On Tue, Dec 09, 2014 at 01:42:16PM +0000, Ian Jackson wrote:
> I think the TC should write an public document describing the process
> it will follow and the principles it will base its decisions on.

>      - Issue is highly controversial; all further case management
>        decisions will be made by full TC vote.  Eg: #727708.

Putting my suggestions from [5] and [6] together, my hypothetical ideal
tech ctte would have dealt with that bug something like this:

 - request to "Decide on the default init system" comes in (not from one
   of the responsible maintainers)

 - at the monthly IRC meeting (or maybe via email if they don't want to
   wait) the ctte decides it's worth looking into, grabs a list
   of reasonably neutral volunteers as candidates for doing the
   investigatory step

 - someone from the ctte contacts relevant maintainers to figure out
   who'll be the "lead investigator"; maybe they end up picking Alice

 - Alice works up a wiki page like https://wiki.debian.org/Debate/initsystem

 - Alice works with the maintainers and other interested folks to collect
   info about the issue, perhaps ending up with proposals "we replace
   sysvinit with systemd asap", "we replace sysvinit with upstart asap",
   "we make sysvinit non-essential so users can switch to upstart and
   systemd easily", etc, along with how that will be achieved, and what
   the impact on d-i, users, policy, the release, other packages, etc
   will be.

 - If there's a detail that's disputed (like systemd folks claim
   upstart has unfixable design issues, but upstart folks claim its fine),
   Alice looks into it, describes the facts as clearly as possible, and
   notes the claims different people are making so readers can make up
   their own mind.

 - Alice asks the involved maintainers (so systemd, upstart, sysvinit,
   openrc, d-i) and other folks who've been participating if they're happy
   that the description of the options are fair, and which option they're
   in favour of. Alice notes what they pick, and that they've signed
   off. (If they're not happy, then refer to the "detail that's disputed"
   and iterate. If everyone agrees on what what approach to take,
   there's consensus; otherwise, the ctte will need to make a decision)

 - Alice sends the report to the ctte. If all the maintainers involved
   agreed, the ctte emails d-d-a congratulating Alice and the maintainers
   for reaching consensus, and summarising what that is.

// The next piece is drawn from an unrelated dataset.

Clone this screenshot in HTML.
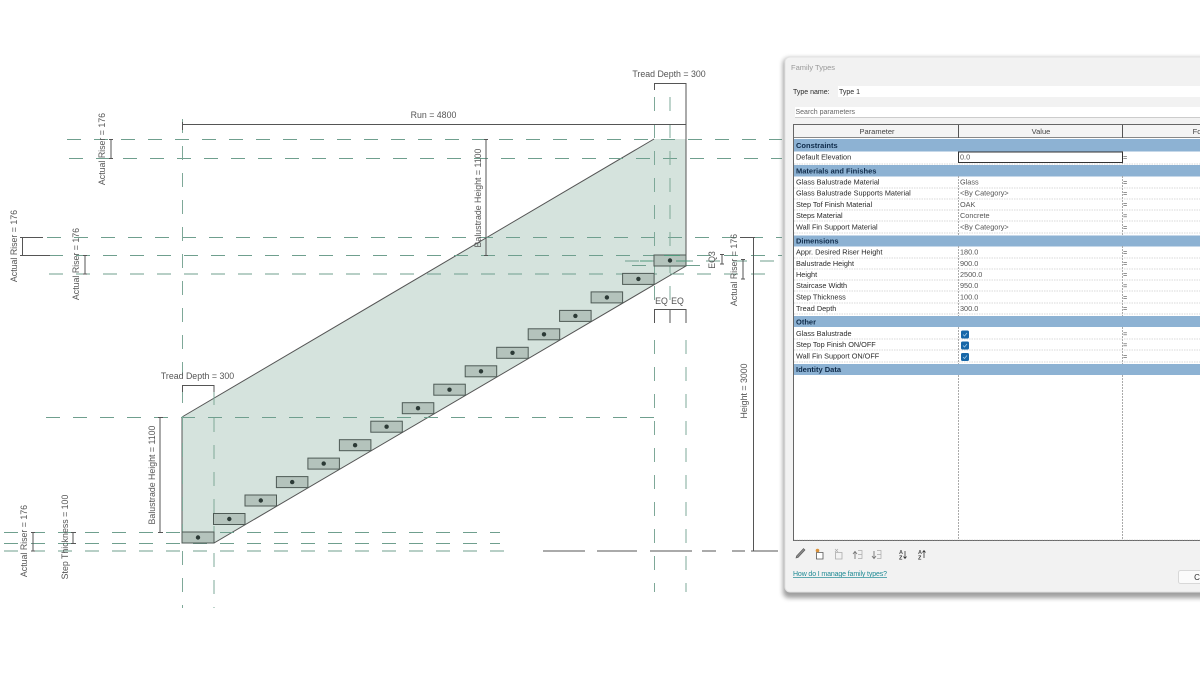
<!DOCTYPE html>
<html><head><meta charset="utf-8"><style>
html,body{margin:0;padding:0;background:#fff;width:1200px;height:675px;overflow:hidden}
svg{display:block;font-family:"Liberation Sans",sans-serif;filter:blur(.3px)}
.d{stroke:#6f9f8e;stroke-width:1;fill:none;stroke-dasharray:14 13}
.v{stroke:#7ea898;stroke-width:1;fill:none;stroke-dasharray:14 13}
.k{stroke:#555;stroke-width:1;fill:none}
.t{font-size:8.8px;fill:#555}
.p{font-size:7.3px;fill:#2a2a2a}
.s{font-size:7.5px;font-weight:bold;fill:#0f2b4a}
.st{fill:#b4c3bc;stroke:#4e5a55;stroke-width:1}
.r{stroke:#b5b5b5;stroke-width:.6;stroke-dasharray:1.5 1;fill:none}
</style></head><body>
<svg width="1200" height="675" viewBox="0 0 1200 675" xmlns="http://www.w3.org/2000/svg">
<rect width="1200" height="675" fill="#fff"/>
<polygon points="182,417 654,139 686,139 686,266 214,543 182,543" fill="#d5e3dd"/>
<path d="M182,417 654,139M686,266 214,543H182V417" class="k" stroke-width=".8"/>

<g class="d">
<path d="M67,139.500H782"/>
<path d="M69,158.500H782"/>
<path d="M47,237.500H782"/>
<path d="M49,255.500H782"/>
<path d="M49,274H770"/>
<path d="M46,417.500H655"/>
<path d="M4,532.500H500"/>
<path d="M4,543.500H500"/>
<path d="M4,551H516"/>
<path d="M625,261H780"/>
<path d="M632,265.500H700"/>
</g>
<g class="v">
<path d="M182.500,119V608"/>
<path d="M214,391V608"/>
<path d="M654.500,97V300"/>
<path d="M670,97V300"/>
<path d="M686,529V592"/>
<path d="M654.500,340V592"/>
<path d="M686,340V525"/>
</g>
<path d="M543,551H585M597,551H637M650,551H692M702,551H716M732,551H745M753,551H778" stroke="#555" stroke-width="1" fill="none"/>

<g class="st">
<rect x="182" y="532" width="32" height="11"/>
<rect x="213.500" y="513.500" width="31.500" height="11"/>
<rect x="245" y="495" width="31.500" height="11"/>
<rect x="276.400" y="476.600" width="31.500" height="11"/>
<rect x="307.900" y="458.100" width="31.500" height="11"/>
<rect x="339.400" y="439.700" width="31.500" height="11"/>
<rect x="370.800" y="421.200" width="31.500" height="11"/>
<rect x="402.300" y="402.700" width="31.500" height="11"/>
<rect x="433.800" y="384.200" width="31.500" height="11"/>
<rect x="465.200" y="365.800" width="31.500" height="11"/>
<rect x="496.700" y="347.300" width="31.500" height="11"/>
<rect x="528.200" y="328.800" width="31.500" height="11"/>
<rect x="559.600" y="310.400" width="31.500" height="11"/>
<rect x="591.100" y="291.900" width="31.500" height="11"/>
<rect x="622.600" y="273.400" width="31.500" height="11"/>
<rect x="654" y="255" width="32" height="11"/>
</g>
<g fill="#2c3a36">
<circle cx="198" cy="537.500" r="2.200"/>
<circle cx="229.300" cy="519" r="2.200"/>
<circle cx="260.800" cy="500.500" r="2.200"/>
<circle cx="292.200" cy="482.100" r="2.200"/>
<circle cx="323.700" cy="463.600" r="2.200"/>
<circle cx="355.100" cy="445.200" r="2.200"/>
<circle cx="386.600" cy="426.700" r="2.200"/>
<circle cx="418" cy="408.200" r="2.200"/>
<circle cx="449.500" cy="389.700" r="2.200"/>
<circle cx="481" cy="371.300" r="2.200"/>
<circle cx="512.500" cy="352.800" r="2.200"/>
<circle cx="544" cy="334.300" r="2.200"/>
<circle cx="575.400" cy="315.900" r="2.200"/>
<circle cx="606.900" cy="297.400" r="2.200"/>
<circle cx="638.400" cy="278.900" r="2.200"/>
<circle cx="670" cy="260.500" r="2.200"/>
</g>
<path d="M640,261H652M676,261H690M664,255.500H680" stroke="#4e9a7c" stroke-width="1" fill="none"/>

<g class="k">
<path d="M182,124.500H686M686,83V255M654,83.500H686M654.500,83V90"/>
<path d="M182.500,122V130"/>
<path d="M486,139V255M484,139.500H488M484,255.500H488"/>
<path d="M160,417V532M158,417.500H163M158,532.500H163"/>
<path d="M182,385.500H214M182.500,385V392M214,385V392"/>
<path d="M111,139V158M109,139.500H113M109,158.500H113"/>
<path d="M22.500,237V255M20,237.500H43M20,255.500H50"/>
<path d="M85,255V274M83,255.500H87M83,274H87"/>
<path d="M33,532V551M31,532.500H35M31,551H35"/>
<path d="M73,532V543M71,532.500H76M71,543.500H76"/>
<path d="M753.500,237V551M740,237.500H755M751,551H755"/>
<path d="M743,259V279M741,259.500H745M741,279H745"/>
<path d="M722,254V264M720,254.500H724M720,264H724"/>
<path d="M654,309.500H686M654.500,309V323M670,309V323M686,309V323"/>
</g>

<g class="t">
<text x="433.500" y="118" text-anchor="middle">Run = 4800</text>
<text x="669" y="77" text-anchor="middle">Tread Depth = 300</text>
<text x="197.500" y="379" text-anchor="middle">Tread Depth = 300</text>
<text x="661.500" y="304" text-anchor="middle">EQ</text>
<text x="677.500" y="304" text-anchor="middle">EQ</text>
<text transform="translate(481,198) rotate(-90)" text-anchor="middle">Balustrade Height = 1100</text>
<text transform="translate(155,475) rotate(-90)" text-anchor="middle">Balustrade Height = 1100</text>
<text transform="translate(105,149) rotate(-90)" text-anchor="middle">Actual Riser = 176</text>
<text transform="translate(17,246) rotate(-90)" text-anchor="middle">Actual Riser = 176</text>
<text transform="translate(79,264) rotate(-90)" text-anchor="middle">Actual Riser = 176</text>
<text transform="translate(27,541) rotate(-90)" text-anchor="middle">Actual Riser = 176</text>
<text transform="translate(68,537) rotate(-90)" text-anchor="middle">Step Thickness = 100</text>
<text transform="translate(737,270) rotate(-90)" text-anchor="middle">Actual Riser = 176</text>
<text transform="translate(747,391) rotate(-90)" text-anchor="middle">Height = 3000</text>
<text transform="translate(715,260) rotate(-90)" text-anchor="middle">EQ3</text>
</g>

<defs><filter id="sh" x="-10%" y="-10%" width="120%" height="120%"><feGaussianBlur stdDeviation="2.500"/></filter></defs>
<rect x="783" y="58" width="430" height="540" rx="6" fill="#777" filter="url(#sh)" opacity=".7"/>
<rect x="785" y="57" width="425" height="535" rx="5" fill="#f2f2f2" stroke="#e2e2e2"/>
<text x="791" y="70" font-size="7.500" fill="#999">Family Types</text>
<text x="793" y="94" class="p" style="font-size:7px">Type name:</text>
<rect x="838" y="86" width="362" height="11" fill="#fff"/>
<text x="839" y="94" class="p" style="font-size:7px">Type 1</text>
<rect x="795" y="107" width="405" height="10" fill="#fff"/>
<path d="M795,117.500H1200" stroke="#ccc"/>
<text x="795.500" y="114" class="p" style="font-size:7px;fill:#666">Search parameters</text>

<rect x="793.500" y="124.500" width="410" height="416" fill="#fff" stroke="#666"/>
<rect x="794" y="125" width="406" height="12.500" fill="#f4f4f4"/>
<path d="M794,137.500H1200" stroke="#888"/>
<rect x="794" y="139" width="406" height="12.500" fill="#8db2d3"/>
<rect x="794" y="165" width="406" height="11.500" fill="#8db2d3"/>
<rect x="794" y="235.500" width="406" height="11" fill="#8db2d3"/>
<rect x="794" y="316" width="406" height="11" fill="#8db2d3"/>
<rect x="794" y="364" width="406" height="11" fill="#8db2d3"/>
<path d="M958.500,125V138M1122.500,125V138" stroke="#555"/>
<path d="M958.500,176V235M1122.500,176V235M958.500,246V316M1122.500,246V316M958.500,327V364M1122.500,327V364M958.500,375V540M1122.500,375V540M1122.500,151V164" stroke="#aaa" stroke-dasharray="2 1" fill="none"/>
<g class="r">
<path d="M794,164H1200"/>
<path d="M794,188H1200"/><path d="M794,199H1200"/><path d="M794,210H1200"/><path d="M794,221H1200"/><path d="M794,233H1200"/>
<path d="M794,258H1200"/><path d="M794,269H1200"/><path d="M794,280H1200"/><path d="M794,291H1200"/><path d="M794,303H1200"/><path d="M794,314H1200"/>
<path d="M794,339H1200"/><path d="M794,350H1200"/><path d="M794,362H1200"/>
<path d="M794,540H1200"/>
</g>
<rect x="958.500" y="152" width="164" height="10.500" fill="#fff" stroke="#333"/>

<g fill="#444" text-anchor="middle" font-size="7.500">
<text x="877" y="134">Parameter</text>
<text x="1041" y="134">Value</text>
<text x="1197" y="134">Fo</text>
</g>

<g class="s">
<text x="796" y="148">Constraints</text>
<text x="796" y="173.500">Materials and Finishes</text>
<text x="796" y="243.500">Dimensions</text>
<text x="796" y="324.500">Other</text>
<text x="796" y="372">Identity Data</text>
</g>
<g class="p">
<text x="796" y="159.500">Default Elevation</text>
<text x="796" y="184.500">Glass Balustrade Material</text>
<text x="796" y="195.500">Glass Balustrade Supports Material</text>
<text x="796" y="207">Step Tof Finish Material</text>
<text x="796" y="218">Steps Material</text>
<text x="796" y="229.500">Wall Fin Support Material</text>
<text x="796" y="254.500">Appr. Desired Riser Height</text>
<text x="796" y="266">Balustrade Height</text>
<text x="796" y="277">Height</text>
<text x="796" y="288">Staircase Width</text>
<text x="796" y="299.500">Step Thickness</text>
<text x="796" y="311">Tread Depth</text>
<text x="796" y="336">Glass Balustrade</text>
<text x="796" y="347">Step Top Finish ON/OFF</text>
<text x="796" y="358.500">Wall Fin Support ON/OFF</text>
</g>
<g class="p" style="fill:#555">
<text x="960" y="159.500">0.0</text>
<text x="960" y="184.500">Glass</text>
<text x="960" y="195.500">&lt;By Category&gt;</text>
<text x="960" y="207">OAK</text>
<text x="960" y="218">Concrete</text>
<text x="960" y="229.500">&lt;By Category&gt;</text>
<text x="960" y="254.500">180.0</text>
<text x="960" y="266">900.0</text>
<text x="960" y="277">2500.0</text>
<text x="960" y="288">950.0</text>
<text x="960" y="299.500">100.0</text>
<text x="960" y="311">300.0</text>
</g>
<g class="p" style="fill:#555">
<text x="1123" y="160">=</text>
<text x="1123" y="185">=</text><text x="1123" y="196">=</text><text x="1123" y="207">=</text><text x="1123" y="218.500">=</text><text x="1123" y="230">=</text>
<text x="1123" y="255">=</text><text x="1123" y="266">=</text><text x="1123" y="277">=</text><text x="1123" y="288.500">=</text><text x="1123" y="300">=</text><text x="1123" y="311">=</text>
<text x="1123" y="336.500">=</text><text x="1123" y="347.500">=</text><text x="1123" y="359">=</text>
</g>
<g fill="#1767a8">
<rect x="961" y="330.500" width="8" height="8" rx="1.500"/>
<rect x="961" y="341.500" width="8" height="8" rx="1.500"/>
<rect x="961" y="353" width="8" height="8" rx="1.500"/>
</g>
<path d="M963,334.500l1.500,1.500 2.500,-3M963,345.500l1.500,1.500 2.500,-3M963,357l1.500,1.500 2.500,-3" stroke="#9cc6e6" stroke-width=".8" fill="none"/>

<path d="M796,558l2,-.5 7,-7.500-1.500,-1.500-7,7.500z" fill="#8a8a8a" stroke="#555" stroke-width=".6"/>
<path d="M816.500,552.500h6.500v6.500h-6.500z" fill="#fff" stroke="#555" stroke-width=".8"/>
<circle cx="817.500" cy="550.500" r="1.800" fill="#d9913a"/>
<path d="M835.500,552.500h6.500v6.500h-6.500z" fill="none" stroke="#aaa" stroke-width=".8"/>
<path d="M835,549l3,3M838,549l-3,3" stroke="#aaa" stroke-width=".7"/>
<path d="M855,559v-7M853,554l2,-2.500 2,2.500" stroke="#777" stroke-width=".9" fill="none"/>
<path d="M858,550.500h4v8h-4M858,554.500h4" stroke="#aaa" stroke-width=".7" fill="none"/>
<path d="M874,551v7M872,556l2,2.500 2,-2.500" stroke="#777" stroke-width=".9" fill="none"/>
<path d="M877,550.500h4v8h-4M877,554.500h4" stroke="#aaa" stroke-width=".7" fill="none"/>
<text x="899" y="554" font-size="5.500" font-weight="bold" fill="#555">A</text>
<text x="899" y="559.500" font-size="5.500" font-weight="bold" fill="#333">Z</text>
<path d="M905,551v7M903.500,556.500l1.500,2 1.500,-2" stroke="#333" stroke-width=".8" fill="none"/>
<text x="918" y="554" font-size="5.500" font-weight="bold" fill="#555">A</text>
<text x="918" y="559.500" font-size="5.500" font-weight="bold" fill="#333">Z</text>
<path d="M924,558v-7M922.500,552.500l1.500,-2 1.500,2" stroke="#333" stroke-width=".8" fill="none"/>

<text x="793" y="576" font-size="7" fill="#1f8a94" text-decoration="underline" textLength="94">How do I manage family types?</text>
<rect x="1178.500" y="570.500" width="30" height="13" rx="2" fill="#fbfbfb" stroke="#d8d8d8"/>
<text x="1197" y="580" class="p" text-anchor="middle" style="font-size:8px">C</text>
</svg>
</body></html>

If they didn't
   they take it to the -ctte list to make a decision.

 - The ctte look over the proposals and do their own evaluations,
   referring things back to Alice and the respective maintainers if
   there are additional questions or approaches that might be better.

 - The ctte pick one of the proposals (needing to use the overrides power
   if maintainers have said that proposal is unacceptable), and posts
   the plan to d-d-a stating what's been decided and why (and summarising
   what the maintainer found objectionable if they overrode anyone)

I don't think anything but the last step there needs a ctte vote,
despite the controversy.

Having ctte members be involved during the investigation is likely to be
helpful in so far as it would get questions answered earlier and possibly
get new ideas considered that might result in achieving a consensus after
all, but there's no need for them to be acting in an official capacity
(other than as a DD or perhaps maintainer of a relevant package) or to
vote on anything.

>  * The TC should normally try to seek consensus (ie, take a mediating
>    role).  If the constitution is amended suitably, this should be
>    done in private where appropriate.

So with the process above, I don't think there's any conflict with the
requirement for the ctte to act in public -- it's not the ctte that's
doing the investigation/mediation, it's an individual developer who
might not even be a ctte member. The ctte decisions happen afterwards,
and are made based on the investigation's report, which is public.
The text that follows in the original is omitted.